We don’t think of economic games as madness because they’re so customary. You’ve been playing such games too long.

If you could only squeeze decades into 5 minutes you might get a better perspective of the game. To understand what  I mean, check this video about the Time Travel Dietitian:

You’ve probably noticed how the dietitian wanted to believeby all means–being annoying to the point of being unbearable. Gradually he succumbed to doubt and “came down to Earth.”

Many mystics in the past stopped talking at a certain point in their lives. When asked “why”, one such mystic said: “What I say can’t benefit the fools because they can’t understand it. It doesn’t benefit the wise either because they already know it. So why should I speak at all?”

Basic cultural conventions are impenetrable to doubt anyway. No matter what you say and do, people will just go on as they’re used to in culturally conditioned manners.

As long as this doesn’t change, there’s no reason to expect the society will change to anything even slightly reasonable.

As long as religion has a special allowance to keep its prominence in society without having to make sense, all appeals to reason in other spheres are useless.

When people want to believe in something, they’ do it no matter what and there’s no logical argument that can change their minds.

The systems theory comes with a hope of evolution of thought, but to ensure such an evolution it needs to strike at the core of historic backwardness to make a difference. How to strike at the core?
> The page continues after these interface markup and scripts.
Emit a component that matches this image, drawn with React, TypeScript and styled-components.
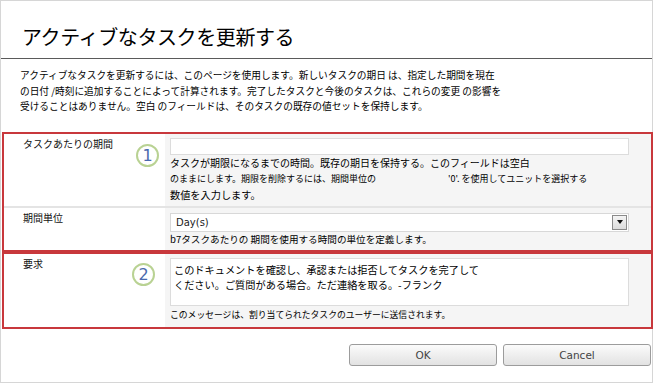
import React from "react";
import styled, { createGlobalStyle } from "styled-components";

const GlobalStyle = createGlobalStyle`
  html, body {
    margin: 0;
    padding: 0;
    background: #fff;
  }
  body {
    width: 654px;
    height: 384px;
    overflow: hidden;
    font-family: "Noto Sans CJK JP", "Liberation Sans", sans-serif;
    color: #111;
  }
`;

const Frame = styled.div`
  width: 653px;
  height: 383px;
  box-sizing: border-box;
  border: 1px solid #d6d6d6;
  display: flex;
  flex-direction: column;
`;

const Header = styled.header`
  height: 58px;
  box-sizing: border-box;
  padding: 24px 0 0 21px;
  border-bottom: 1px solid #5a5a5a;
`;

const Title = styled.h1`
  margin: 0;
  font-size: 20px;
  line-height: 24px;
  font-weight: 400;
  color: #000;
  letter-spacing: -0.4px;
`;

const Intro = styled.p`
  margin: 0;
  padding: 9px 20px 0 19px;
  font-size: 9.7px;
  line-height: 15.5px;
  color: #000;
`;

const Section = styled.section<{ $first?: boolean }>`
  margin: ${(p) => (p.$first ? "17px" : "0")} 0 0 1px;
  width: 651px;
  box-sizing: border-box;
  border: 2px solid #c8383c;
`;

const Row = styled.div<{ $divider?: boolean }>`
  display: grid;
  grid-template-columns: 126px 35px 1fr;
  ${(p) => (p.$divider ? "border-bottom: 2px solid #e4e4e4;" : "")}
`;

const Label = styled.div`
  padding: 2px 0 0 19px;
  font-size: 10px;
  line-height: 16px;
  background: #fff;
`;

const MarkerCell = styled.div<{ $top: number; $shift: number }>`
  background: #fff;
  padding-top: ${(p) => p.$top}px;
  padding-left: ${(p) => 6 + p.$shift}px;
`;

const Marker = styled.span`
  display: flex;
  align-items: center;
  justify-content: center;
  width: 23px;
  height: 23px;
  box-sizing: border-box;
  border: 2px solid #b9d293;
  border-radius: 50%;
  font-family: "DejaVu Sans", "Liberation Sans", sans-serif;
  font-size: 16px;
  color: #4a69ad;
  background: #fff;
`;

const Field = styled.div<{ $top: number; $bottom: number }>`
  background: #f5f5f5;
  padding: ${(p) => p.$top}px 22px ${(p) => p.$bottom}px 5px;
`;

const TextInput = styled.div`
  height: 17px;
  box-sizing: border-box;
  background: #fff;
  border: 1px solid #dcdcdc;
`;

const Help = styled.div<{ $size: number; $lh: number }>`
  font-size: ${(p) => p.$size}px;
  line-height: ${(p) => p.$lh}px;
  color: #000;
  white-space: nowrap;
`;

const Gap = styled.span`
  display: inline-block;
  width: 72px;
`;

const SelectBox = styled.div`
  height: 19px;
  box-sizing: border-box;
  background: #fff;
  border: 1px solid #d8d8d8;
  display: flex;
  align-items: center;
  justify-content: space-between;
  padding: 0 1px 0 5px;
  font-family: "DejaVu Sans", "Liberation Sans", sans-serif;
  font-size: 10px;
  color: #222;
`;

const DropButton = styled.span`
  width: 15px;
  height: 15px;
  box-sizing: border-box;
  border: 1px solid #8a8a8a;
  background: linear-gradient(#f4f4f4, #dcdcdc);
  display: flex;
  align-items: center;
  justify-content: center;
`;

const Arrow = styled.span`
  width: 0;
  height: 0;
  border-left: 3.5px solid transparent;
  border-right: 3.5px solid transparent;
  border-top: 4px solid #111;
`;

const MessageBox = styled.div`
  height: 48px;
  box-sizing: border-box;
  background: #fff;
  border: 1px solid #dcdcdc;
  padding: 3px 0 0 3px;
  font-size: 10.2px;
  line-height: 15px;
  color: #000;
`;

const Footer = styled.footer`
  display: flex;
  justify-content: flex-end;
  gap: 6px;
  padding: 15px 1px 0 0;
`;

const Button = styled.button`
  width: 148px;
  height: 22px;
  box-sizing: border-box;
  border: 1px solid #9c9c9c;
  border-radius: 3px;
  background: linear-gradient(#fbfbfb, #e2e2e2);
  font-family: "DejaVu Sans", "Liberation Sans", sans-serif;
  font-size: 10.5px;
  color: #444;
  padding: 0;
`;

export default function App() {
  return (
    <>
      <GlobalStyle />
      <Frame>
        <Header>
          <Title>アクティブなタスクを更新する</Title>
        </Header>
        <Intro>
          アクティブなタスクを更新するには、このページを使用します。新しいタスクの期日 は、指定した期間を現在
          <br />
          の日付 /時刻に追加することによって計算されます。完了したタスクと今後のタスクは、これらの変更 の影響を
          <br />
          受けることはありません。空白 のフィールドは、そのタスクの既存の値セットを保持します。
        </Intro>

        <Section $first>
          <Row $divider>
            <Label>タスクあたりの期間</Label>
            <MarkerCell $top={10} $shift={0}>
              <Marker>1</Marker>
            </MarkerCell>
            <Field $top={4} $bottom={3}>
              <TextInput />
              <Help $size={10} $lh={16}>
                タスクが期限になるまでの時間。既存の期日を保持する。このフィールドは空白
              </Help>
              <Help $size={9} $lh={16}>
                のままにします。期限を削除するには、期間単位の<Gap />'0'. を使用してユニットを選択する
              </Help>
              <Help $size={10.2} $lh={16}>
                数値を入力します。
              </Help>
            </Field>
          </Row>
          <Row>
            <Label>期間単位</Label>
            <MarkerCell $top={0} $shift={0} />
            <Field $top={5} $bottom={4}>
              <SelectBox>
                Day(s)
                <DropButton>
                  <Arrow />
                </DropButton>
              </SelectBox>
              <Help $size={9.6} $lh={14}>
                b7タスクあたりの 期間を使用する時間の単位を定義します。
              </Help>
            </Field>
          </Row>
        </Section>

        <Section>
          <Row>
            <Label>要求</Label>
            <MarkerCell $top={9} $shift={-4}>
              <Marker>2</Marker>
            </MarkerCell>
            <Field $top={4} $bottom={4}>
              <MessageBox>
                このドキュメントを確認し、承認または拒否してタスクを完了して
                <br />
                ください。ご質問がある場合。ただ連絡を取る。-フランク
              </MessageBox>
              <Help $size={8.8} $lh={17}>
                このメッセージは、割り当てられたタスクのユーザーに送信されます。
              </Help>
            </Field>
          </Row>
        </Section>

        <Footer>
          <Button>OK</Button>
          <Button>Cancel</Button>
        </Footer>
      </Frame>
    </>
  );
}
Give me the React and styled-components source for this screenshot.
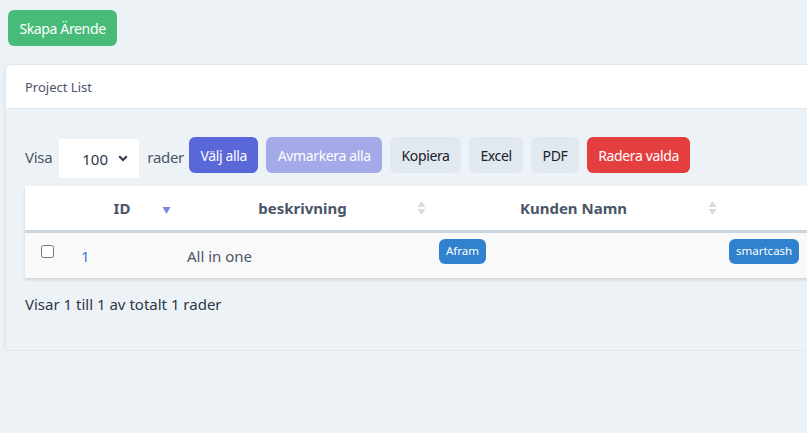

By leading the evolution with their (our!) own example — quite like Marx claimed that philosophy has to be active, not confined to armchair philosophizing.

We have to challenge all the cultural idiocies rooted in superstitious cultural beliefs. As systems thinkers, we have to divorce from our own cultural identities and even if we’re unable to cut the ties with our own culture even an act of admitting our own weakness will prove the point: cultural idiocies are holding everyone in their grip. That’s why they need to go! If we can’t do it now, let’s pass the task on to the next generation, even if it hurts us.

The proof of admitting the mistake is through openminded doubt, not through closedminded certainty. Curiosity is a good sign of openmindedness.

The beginning of knowledge is: I don’t know. I’m ready to question everything, including my most sacred beliefs.

The opposite of knowledge is: Don’t you dare question my truth! I’ll prove you wrong no matter what!

My point is that if you think that you know, you’re most likely wrong. If you doubt, you might be insecure, but you’re at least open and your “truth” true in the sense that it’s not a monolith. It’s flexible, amenable. What you’re saying is “I don’t know.” That means you’re curious. You’re humble. You want to know, whatever that means, whatever it implies, no matter how painful it is.

Ideological pain is good. It’s the only way out of the maze of our cultural idiocies.

As B.S. Forbes said: “The truth does not hurt unless it ought to.”